Information
- Religious affiliation: Haredi Judaism
- Established: 1967; 59 years ago
- Founder: Shlomo Freifeld
- Website: www.shoryoshuv.org

= Sh'or Yoshuv =

Education organization in Lawrence, United States

Sh'or Yoshuv (שְׁאָר יָשׁוּב) is a Haredi yeshiva in Lawrence, New York. It was founded in 1967 by Rabbi Shlomo Freifeld, former mashgiach ruchani ("dean of students") at Yeshiva Rabbi Chaim Berlin. The yeshiva was located in Far Rockaway from its inception until 2003, when it moved to its current location in Lawrence, New York.

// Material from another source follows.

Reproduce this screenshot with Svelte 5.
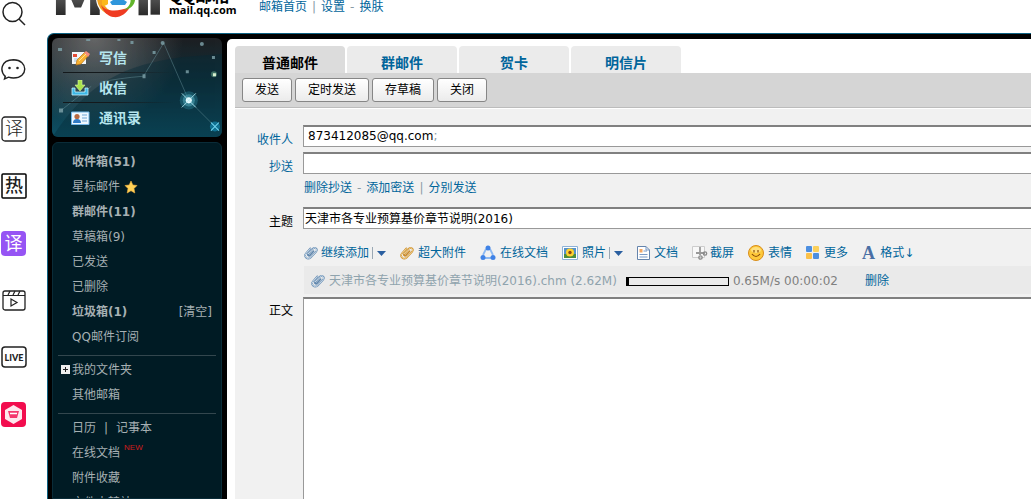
<script lang="ts">
	const dock = ['search', 'chat', 'translate', 'hot', 'translate-alt', 'video', 'live', 'shop'];

	const actions = [
		{ icon: 'write', label: '写信' },
		{ icon: 'inbox', label: '收信' },
		{ icon: 'contacts', label: '通讯录' }
	];

	const folders = [
		{ label: '收件箱(51)', unread: true },
		{ label: '星标邮件', star: true },
		{ label: '群邮件(11)', unread: true },
		{ label: '草稿箱(9)' },
		{ label: '已发送' },
		{ label: '已删除' },
		{ label: '垃圾箱(1)', unread: true, clear: true },
		{ label: 'QQ邮件订阅' }
	];

	const tabs = ['普通邮件', '群邮件', '贺卡', '明信片'];
	const buttons = ['发送', '定时发送', '存草稿', '关闭'];

	// w is the natural width of each icon
	const tools = [
		{ icon: 'clip', w: 13, label: '继续添加', menu: true },
		{ icon: 'clip-gold', w: 14, label: '超大附件' },
		{ icon: 'share', w: 16, label: '在线文档' },
		{ icon: 'photo', w: 16, label: '照片', menu: true },
		{ icon: 'doc', w: 13, label: '文档' },
		{ icon: 'cut', w: 14, label: '截屏' },
		{ icon: 'smile', w: 16, label: '表情' },
		{ icon: 'more', w: 14, label: '更多' },
		{ icon: 'font', w: 14, label: '格式↓' }
	];

	let activeTab = $state(0);
	let to = $state('');
	let cc = $state('');
	let subject = $state('天津市各专业预算基价章节说明(2016)');
	let body = $state('');
	const progress = 2;
</script>

{#snippet clip(color: string, light: string)}
	<g fill="none" stroke-linecap="round" transform="rotate(42 7 8)">
		<path d="M3.500 5v6.500a3.200 3.200 0 0 0 6.400 0V3.500a2.200 2.200 0 0 0-4.400 0V10.500a1 1 0 0 0 2.200 0V5" stroke={color} stroke-width="1.700" />
		<path d="M3.500 5v6.500a3.200 3.200 0 0 0 6.400 0V3.500a2.200 2.200 0 0 0-4.400 0V10.500" stroke={light} stroke-width=".7" />
	</g>
{/snippet}

<div class="page">
	<aside class="dock">
		{#each dock as name}
			<button class="dock-btn" aria-label={name}>
				<svg viewBox="0 0 26 26" fill="none" stroke="#222" stroke-width="1.500">
					{#if name === 'search'}
						<circle cx="11.500" cy="10" r="9.500" />
						<path d="m18 17 6 6" />
					{:else if name === 'chat'}
						<path d="M4.500 18C-1.500 12-.5 1 12.500.700c15 .3 15 18.300 0 18.300-2 0-3.500-.3-5-.8L3.500 20l1-3.500" stroke-width="1.400" />
						<circle cx="8.500" cy="9" r="1.300" fill="#222" stroke="none" />
						<circle cx="16.500" cy="9" r="1.300" fill="#222" stroke="none" />
					{:else if name === 'translate'}
						<rect x="1" y="1" width="24" height="24" rx="3" stroke-width="1.300" />
						<text x="13" y="19" font-size="18" font-weight="300">译</text>
					{:else if name === 'hot'}
						<rect x="1" y="1" width="24" height="24" rx="1" stroke="#000" />
						<text x="13" y="19" font-size="18" font-weight="500">热</text>
					{:else if name === 'translate-alt'}
						<rect y="1" width="25" height="25" rx="4" fill="#9654f4" stroke="none" />
						<text x="12.500" y="20" font-size="18" class="light">译</text>
					{:else if name === 'video'}
						<rect x="2" y="4" width="22" height="19" rx="2" stroke-width="1.300" />
						<path d="M2 8.500h22M7 8l2-4M12 8l2-4M17 8l2-4M10 12v7l6-3.500z" stroke-width="1.200" />
					{:else if name === 'live'}
						<rect x="1" y="3" width="24" height="20" rx="3" />
						<text x="13" y="16.500" font-size="9" class="live">LIVE</text>
					{:else}
						<rect y="1" width="25" height="25" rx="4" fill="#f20d4e" stroke="none" />
						<path d="m12.500 4 8.500 5v9l-8.500 5-8.500-5V9z" fill="#fff" stroke="none" opacity=".9" />
						<path d="M7 10h11l-2 7H9z" fill="#f4376d" stroke="none" />
						<path d="M9 12.500h7" stroke="#fff" />
					{/if}
				</svg>
			</button>
		{/each}
	</aside>

	<div class="wrap">
		<header>
			<svg class="logo" viewBox="0 0 108 20" role="img" aria-label="Mail">
				<defs>
					<linearGradient id="metal" x1="0" y1="0" x2="0" y2="1">
						<stop offset=".5" stop-color="#555" />
						<stop offset=".8" stop-color="#2a2a2a" />
					</linearGradient>
				</defs>
				<g class="logo-text" fill="url(#metal)">
					<text x="-4" y="15">M</text>
					<text x="79" y="15">i</text>
					<text x="91" y="15">l</text>
				</g>
				<circle cx="61" cy="-2" r="20" fill="#fff" />
				<path d="M42-3a19 19 0 0 0 10 17l4-3a15 15 0 0 1-9-14z" fill="#f3a321" />
				<path d="M46 5c5 7 17 7 29 2-4 7-10 11-17 10-6-1-10-6-12-12z" fill="#ef3b22" />
				<path d="M75-4c2 7-1 11-6 14 9-1 12-8 11-14z" fill="#62b52c" />
				<path d="M47-2h6v6q-3 3-6 1z" fill="#fbb81b" />
				<path d="M58-3h11v3l3 2-2 3H57l-2-3 3-2z" fill="#2f96dc" />
			</svg>
			<div class="brand">
				<span class="brand-cn">QQ邮箱</span>
				<span class="brand-url">mail.qq.com</span>
			</div>
			<nav class="top-links">
				<a href="#home">邮箱首页</a><i>|</i><a href="#settings">设置</a><i>-</i><a href="#skin">换肤</a>
			</nav>
		</header>

		<div class="app">
			<aside class="side">
				<div class="card">
					<svg class="stars" viewBox="0 0 169 99" preserveAspectRatio="xMinYMin slice" aria-hidden="true">
						<path d="M0 99C35 45 70 27 130 19L169 16V99H0z" fill="#052a38" opacity=".4" />
						<g stroke="#6f9ba5" stroke-width=".7" fill="none" opacity=".6">
							<path d="m91 38 20-33 25 57 26 26M9 72l30-24M91 38q-25 2-43 6" />
						</g>
						<g fill="#7fa3aa" opacity=".8">
							<path d="M6 10h4v3H6zM34 1h4v2h-4zM65 1h3v2h-3zM78 3h3v3h-3zM100 13h3v3h-3zM133 32h3v3h-3zM159 18h3v3h-3zM90 36h3v4h-3zM7 70h4v4H7z" />
							<circle cx="110" cy="5" r="2" />
							<circle cx="149" cy="6" r="2" />
						</g>
						<circle cx="161" cy="36" r="3" fill="#6bb08f" opacity=".5" />
						<path d="M160 35h3v3h-3z" fill="#d8f0cf" />
						<circle cx="136" cy="62" r="9" fill="#2e91aa" opacity=".35" />
						<circle cx="136" cy="62" r="6" fill="#58afc1" opacity=".5" />
						<circle cx="136" cy="62" r="3" fill="#e5fbff" />
						<path d="m129 55 14 14m0-14-14 14" stroke="#b6eaf3" stroke-width=".8" />
						<circle cx="162" cy="88" r="5" fill="#159dcb" opacity=".55" />
						<path d="m158 84 8 8m0-8-8 8" stroke="#77dbf6" />
					</svg>
					{#each actions as action}
						<a class="action" href="#{action.icon}">
							<svg viewBox="0 0 19 16">
								{#if action.icon === 'write'}
									<path d="M1 2h14v12H1z" fill="#f2f6fa" />
									<path d="M2 4h4v3H2z" fill="#e34b36" />
									<path d="M3 9h5M3 11h4" stroke="#9fc3de" />
									<path d="m5 15 1-5 8-8 4 3-8 9z" fill="#f9b233" stroke="#b87413" stroke-width=".7" />
									<path d="m13 3 2-2 4 3-2 3z" fill="#f48d7d" />
									<path d="m8 11 7-7" stroke="#ffe28a" />
								{:else if action.icon === 'inbox'}
									<path d="M1 8v7h16V8h-3v4H4V8z" fill="#3db7e5" stroke="#c9f2ff" stroke-width=".8" />
									<path d="M7 0h4v5h3l-5 6-5-6h3z" fill="#a8e34b" stroke="#dbf7a4" stroke-width=".6" />
								{:else}
									<path d="M.5 2h17.500v12.500H.5z" fill="#eff8ff" stroke="#73b6e7" />
									<circle cx="6" cy="6.500" r="2.600" fill="#b76a42" />
									<path d="M2 13q0-4 4-4t4 4z" fill="#317bc4" />
									<path d="M11 5h5M11 8h5M11 11h5" stroke="#70a7d5" />
								{/if}
							</svg>
							{action.label}
						</a>
					{/each}
				</div>

				<nav class="menu">
					{#each folders as folder}
						<div class="row" class:unread={folder.unread}>
							<a href="#folder">{folder.label}</a>
							{#if folder.star}
								<svg class="star" viewBox="0 0 14 14"><path d="m7 1 1.800 4 4.200.5-3 3 .8 4.500L7 10.700 3.200 13 4 8.500l-3-3L5.200 5z" fill="#ffd257" stroke="#f7b541" stroke-width=".6" /></svg>
							{/if}
							{#if folder.clear}
								<a class="clear" href="#clear">[清空]</a>
							{/if}
						</div>
					{/each}
					<hr />
					<div class="row">
						<button class="expand" aria-label="展开">
							<svg viewBox="0 0 9 9"><path d="M0 0h9v9H0z" fill="#eee" /><path d="M2 4.500h5M4.500 2v5" stroke="#222" /></svg>
						</button>
						<a href="#myfolders">我的文件夹</a>
					</div>
					<div class="row"><a href="#other">其他邮箱</a></div>
					<hr />
					<div class="row split"><a href="#calendar">日历</a><span>|</span><a href="#notes">记事本</a></div>
					<div class="row"><a href="#docs">在线文档</a><sup>NEW</sup></div>
					<div class="row"><a href="#attach">附件收藏</a></div>
					<div class="row"><a href="#station">文件中转站</a></div>
				</nav>
			</aside>

			<main>
				<div class="tabs">
					{#each tabs as tab, i}
						<button class="tab" class:active={activeTab === i} onclick={() => (activeTab = i)}>{tab}</button>
					{/each}
				</div>
				<div class="toolbar">
					{#each buttons as label}
						<button>{label}</button>
					{/each}
				</div>

				<form onsubmit={(e) => e.preventDefault()}>
					<label class="link" for="to">收件人</label>
					<div class="box field">
						<span class="addr">873412085@qq.com<i>;</i></span>
						<input id="to" bind:value={to} />
					</div>

					<label class="link" for="cc">抄送</label>
					<input class="box field" id="cc" bind:value={cc} />

					<div class="extra">
						<a href="#delcc">删除抄送</a><i>-</i><a href="#bcc">添加密送</a><i>|</i><a href="#separate">分别发送</a>
					</div>

					<label for="subject">主题</label>
					<input class="box field" id="subject" bind:value={subject} />

					<div class="tools">
						{#each tools as tool}
							<div class="tool">
								<a href="#{tool.icon}">
									<svg width={tool.w} height="16" viewBox="0 0 {tool.w} 16">
										{#if tool.icon === 'clip'}
											{@render clip('#5f86ad', '#e4f0fa')}
										{:else if tool.icon === 'clip-gold'}
											{@render clip('#c88a2c', '#ffe6a0')}
										{:else if tool.icon === 'share'}
											<path d="M6 4 3 10M10 4l3 6M5 13h6" stroke="#8db9f2" stroke-width="1.800" fill="none" />
											<g fill="#3f82e6"><circle cx="8" cy="3" r="2.500" /><circle cx="3" cy="12.500" r="2.500" /><circle cx="13" cy="12.500" r="2.500" /></g>
										{:else if tool.icon === 'photo'}
											<path d="M.5 1.500h15v13H.5z" fill="#fff" stroke="#8db2d8" />
											<path d="M2 3h12v10H2z" fill="#5592c9" />
											<path d="M2 9h12v4H2z" fill="#4d8c3d" />
											<circle cx="8" cy="7.500" r="4" fill="#ffd22e" /><circle cx="8" cy="7.500" r="1.700" fill="#8b4a12" />
										{:else if tool.icon === 'doc'}
											<path d="M.5 1.500H9l3.500 3.500v9.500H.5z" fill="#fff" stroke="#6584ac" />
											<path d="M9 1.500V5h3.500M6.500 6H10M2.500 9.500h8M2.500 12h8" stroke="#7899c5" fill="none" />
											<path d="M2.500 4h3v3.500h-3z" fill="#f3a865" />
										{:else if tool.icon === 'cut'}
											<path d="M.5 1.500h12v11H.5z" fill="#f8f8f8" stroke="#ccc" />
											<path d="M8 2v8M4 8h9" stroke="#999" stroke-width="1.800" />
											<circle cx="8.500" cy="12.500" r="1.700" fill="none" stroke="#8a8a8a" stroke-width="1.300" />
											<circle cx="13" cy="8.500" r="1.700" fill="none" stroke="#8a8a8a" stroke-width="1.300" />
										{:else if tool.icon === 'smile'}
											<circle cx="8" cy="8" r="7.500" fill="#fdc93b" stroke="#d98d1b" />
											<ellipse cx="8" cy="5" rx="5" ry="3" fill="#ffe99a" opacity=".7" />
											<path d="M6 5v2.500M10 5v2.500M4 9q4 5 8 0" stroke="#8d4d0a" stroke-width="1.200" fill="none" />
										{:else if tool.icon === 'more'}
											<rect y="1" width="6" height="6" rx="1" fill="#4d8fe0" /><rect x="7" y="1" width="6" height="6" rx="1" fill="#fbd05b" />
											<rect y="8" width="6" height="6" rx="1" fill="#fbc14a" /><rect x="7" y="8" width="6" height="6" rx="1" fill="#4d8fe0" />
										{:else}
											<text x="0" y="14" class="font-a">A</text>
										{/if}
									</svg>
									{tool.label}
								</a>
								{#if tool.menu}
									<button class="caret" aria-label="更多选项"><svg viewBox="0 0 9 5"><path d="M0 0h9L4.500 5z" fill="#2a5fa0" /></svg></button>
								{/if}
							</div>
						{/each}
					</div>

					<div class="attachment">
						<svg width="14" height="16" viewBox="0 0 14 16">{@render clip('#5f86ad', '#e4f0fa')}</svg>
						<span class="name">天津市各专业预算基价章节说明(2016).chm (2.62M)</span>
						<div class="bar"><div style="width: {progress}%"></div></div>
						<span class="speed">0.65M/s 00:00:02</span>
						<a href="#remove">删除</a>
					</div>

					<label class="body-label" for="body">正文</label>
					<textarea class="box" id="body" bind:value={body}></textarea>
				</form>
			</main>
		</div>
	</div>
</div>

<style>
	:global(body) {
		margin: 0;
		background: #fff;
	}
	.page {
		display: flex;
		height: 100vh;
		overflow: hidden;
		font: 12px/16px 'DejaVu Sans', 'Noto Sans CJK SC', sans-serif;
		color: #000;
	}
	.page * {
		box-sizing: border-box;
	}
	button,
	input,
	textarea {
		font: inherit;
	}
	a {
		color: #00659b;
		text-decoration: none;
	}
	i {
		font-style: normal;
		color: #8a9ba5;
	}
	svg {
		display: block;
		flex: none;
	}

	/* left launcher */
	.dock {
		display: flex;
		flex-direction: column;
		flex: none;
		gap: 31px;
		width: 47px;
		padding: 2px 1px;
	}
	.dock-btn {
		flex: none;
		width: 26px;
		height: 26px;
		padding: 0;
		border: 0;
		background: none;
	}
	.dock-btn svg {
		overflow: visible;
	}
	.dock-btn text {
		font-family: 'Noto Sans CJK SC', sans-serif;
		text-anchor: middle;
		fill: #222;
		stroke: none;
	}
	.dock-btn .light {
		fill: #fff;
	}
	.dock-btn .live {
		font-family: Lato, sans-serif;
		font-weight: 900;
	}

	.wrap {
		display: flex;
		flex-direction: column;
		flex: 1;
		min-width: 0;
	}
	header {
		display: flex;
		flex: none;
		height: 33px;
		padding-left: 8px;
	}
	.logo {
		width: 108px;
		height: 20px;
	}
	.logo-text {
		font-family: 'DejaVu Sans', sans-serif;
		font-weight: bold;
		font-size: 54px;
	}
	.brand {
		display: flex;
		flex-direction: column;
		justify-content: flex-end;
		width: 96px;
		height: 16px;
		padding-left: 6px;
		white-space: nowrap;
	}
	.brand-cn {
		font: bold 17px/18px 'Noto Sans CJK SC', sans-serif;
	}
	.brand-url {
		font: bold 11px/12px 'Open Sans', sans-serif;
	}
	.top-links {
		height: 16px;
		margin-top: -1px;
	}
	.top-links i,
	.extra i {
		margin: 0 5px;
	}

	.app {
		display: flex;
		flex: 1;
		min-height: 0;
		border-top: 1px solid #0d6283;
		border-left: 1px solid #0d6283;
		border-radius: 7px 0 0;
		background: #000;
	}
	.side {
		display: flex;
		flex-direction: column;
		flex: none;
		gap: 5px;
		width: 179px;
		padding: 4px 5px 0 4px;
	}
	.card {
		position: relative;
		flex: none;
		height: 99px;
		padding: 5px 0 0 11px;
		overflow: hidden;
		border-radius: 6px;
		background:
			radial-gradient(circle at 25% 0, #777c 0, transparent 55%),
			linear-gradient(#1d1f22, #0f303c 45%, #0d5064);
	}
	.stars {
		position: absolute;
		inset: 0;
		width: 100%;
		height: 100%;
	}
	.action {
		position: relative;
		display: flex;
		align-items: center;
		gap: 9px;
		height: 30px;
		padding-left: 8px;
		font-size: 14px;
		font-weight: bold;
		color: #b5e5ee;
	}
	.action:not(:last-child) {
		border-bottom: 1px solid;
		border-image: linear-gradient(90deg, #14191c 30%, transparent 70%) 1;
	}
	.action svg {
		width: 19px;
		height: 16px;
	}
	.menu {
		flex: 1;
		min-height: 0;
		padding: 6px 5px;
		overflow: hidden;
		border: 1px solid #0a2c38;
		border-radius: 6px 6px 0 0;
		background: #001b24;
	}
	.row {
		position: relative;
		display: flex;
		align-items: center;
		height: 25px;
		padding: 0 4px 0 14px;
		color: #a6b0b3;
		white-space: nowrap;
	}
	.row a {
		color: inherit;
	}
	.row.unread {
		font-weight: bold;
	}
	.row .clear {
		margin-left: auto;
		font-weight: normal;
	}
	.star {
		width: 14px;
		height: 14px;
		margin-left: 4px;
	}
	.split {
		gap: 8px;
	}
	sup {
		align-self: flex-start;
		margin-left: 4px;
		font: 8px/16px 'Liberation Sans', sans-serif;
		color: #d01c1c;
	}
	.expand {
		position: absolute;
		left: 3px;
		width: 9px;
		height: 9px;
		padding: 0;
		border: 0;
		background: none;
	}
	hr {
		height: 1px;
		margin: 6px 0 1px;
		border: 0;
		background: #33474e;
	}

	main {
		display: flex;
		flex-direction: column;
		flex: 1;
		min-width: 0;
		margin-top: 5px;
		padding: 7px 0 0 8px;
		overflow: hidden;
		border-radius: 5px 0 0;
		background: #fff;
	}
	.tabs {
		display: flex;
		flex: none;
		gap: 2px;
	}
	.tab {
		width: 110px;
		height: 27px;
		padding: 7px 0 0;
		border: 0;
		border-radius: 4px 4px 0 0;
		background: #ebebeb;
		font-size: 14px;
		font-weight: bold;
		line-height: 20px;
		color: #00659b;
	}
	.tab.active {
		background: #dcdcdc;
		color: #000;
	}
	.toolbar {
		display: flex;
		flex: none;
		align-items: center;
		gap: 3px;
		height: 35px;
		padding-left: 7px;
		border-bottom: 1px solid #bcbcbc;
		background: #d5d5d5;
	}
	.toolbar button {
		height: 24px;
		padding: 0 12px;
		border: 1px solid #868686;
		border-radius: 3px;
		background: linear-gradient(#fff, #ebebeb);
		line-height: 20px;
	}

	/* fields run on past the right edge, so the form has no right border */
	form {
		display: grid;
		grid-template-columns: 58px 1fr;
		grid-template-rows: repeat(6, auto) 1fr;
		column-gap: 10px;
		flex: 1;
		min-height: 0;
		margin: 0 -2px -2px 0;
		padding-top: 16px;
		border-top: 1px solid #fff;
		background: #f1f1f1;
	}
	label {
		padding-top: 7px;
		text-align: right;
	}
	.link {
		color: #00659b;
	}
	.box {
		min-width: 0;
		border: 1px solid #999;
		border-top: 2px solid #808080;
		border-radius: 0;
		background: #fff;
		outline: 0;
	}
	.field {
		display: flex;
		height: 22px;
		margin-bottom: 5px;
		padding: 0 1px 2px;
	}
	.addr {
		padding: 1px 0 0 3px;
	}
	.field input {
		flex: 1;
		min-width: 0;
		padding: 0;
		border: 0;
		outline: 0;
	}
	.extra {
		grid-column: 2;
		height: 28px;
		padding: 1px 0 0 1px;
	}
	.tools {
		display: flex;
		grid-column: 2;
		align-items: center;
		gap: 14px;
		height: 32px;
		padding: 6px 0 0 1px;
		white-space: nowrap;
	}
	.tool,
	.tool a {
		display: flex;
		align-items: center;
	}
	.tool a {
		gap: 4px;
	}
	.tool svg {
		overflow: visible;
	}
	.font-a {
		font: bold 18px 'Liberation Serif', serif;
		fill: #4a6fa5;
	}
	.caret {
		height: 12px;
		margin-left: 3px;
		padding: 0 0 0 4px;
		border: 0;
		border-left: 1px solid #9aa8b4;
		background: none;
	}
	.caret svg {
		width: 9px;
		height: 5px;
	}
	.attachment {
		display: flex;
		grid-column: 2;
		align-items: center;
		height: 28px;
		margin: 0 0 3px 1px;
		padding: 2px 0 0 7px;
		background: #eaeaea;
		white-space: nowrap;
	}
	.name {
		margin: 0 9px 0 4px;
		color: #8fa3ad;
	}
	.bar {
		width: 103px;
		height: 9px;
		margin-right: 4px;
		border: 1px solid #000;
	}
	.bar div {
		height: 100%;
		background: #000;
	}
	.speed {
		margin-right: 27px;
		color: #808080;
	}
	.body-label {
		padding-top: 6px;
	}
	textarea {
		width: 100%;
		height: 100%;
		padding: 4px;
		resize: none;
	}
</style>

The yeshiva facilities include a large Bais Medrash, classrooms, English and Hebrew libraries, a gymnasium, a large hall for community events and dormitory accommodations.

==Student body==
The yeshiva accepts students from the age of 17 and older. Students enter the yeshiva with a diverse range of backgrounds and educational experience. The student body comes to Sh’or Yoshuv from the surrounding community as well as locations all over the world.

==Academics==

The yeshiva has both organized shiurim (lectures) and chaburas (peer groups) for the students and for the local community. The students divide their day into the traditional morning, afternoon and night study session (sedarim). A weekly kollel on Sunday is geared towards members of the community.

The yeshiva accommodates for those students who are in college or work in the afternoon.

Sh'or Yoshuv has a semicha (rabbinical ordination) program under Rabbi Eliyahu Schneider. The first "graduates" received their semicha in the 2006-2007 year. The yeshiva also offers a Bachelor of Talmudic Law.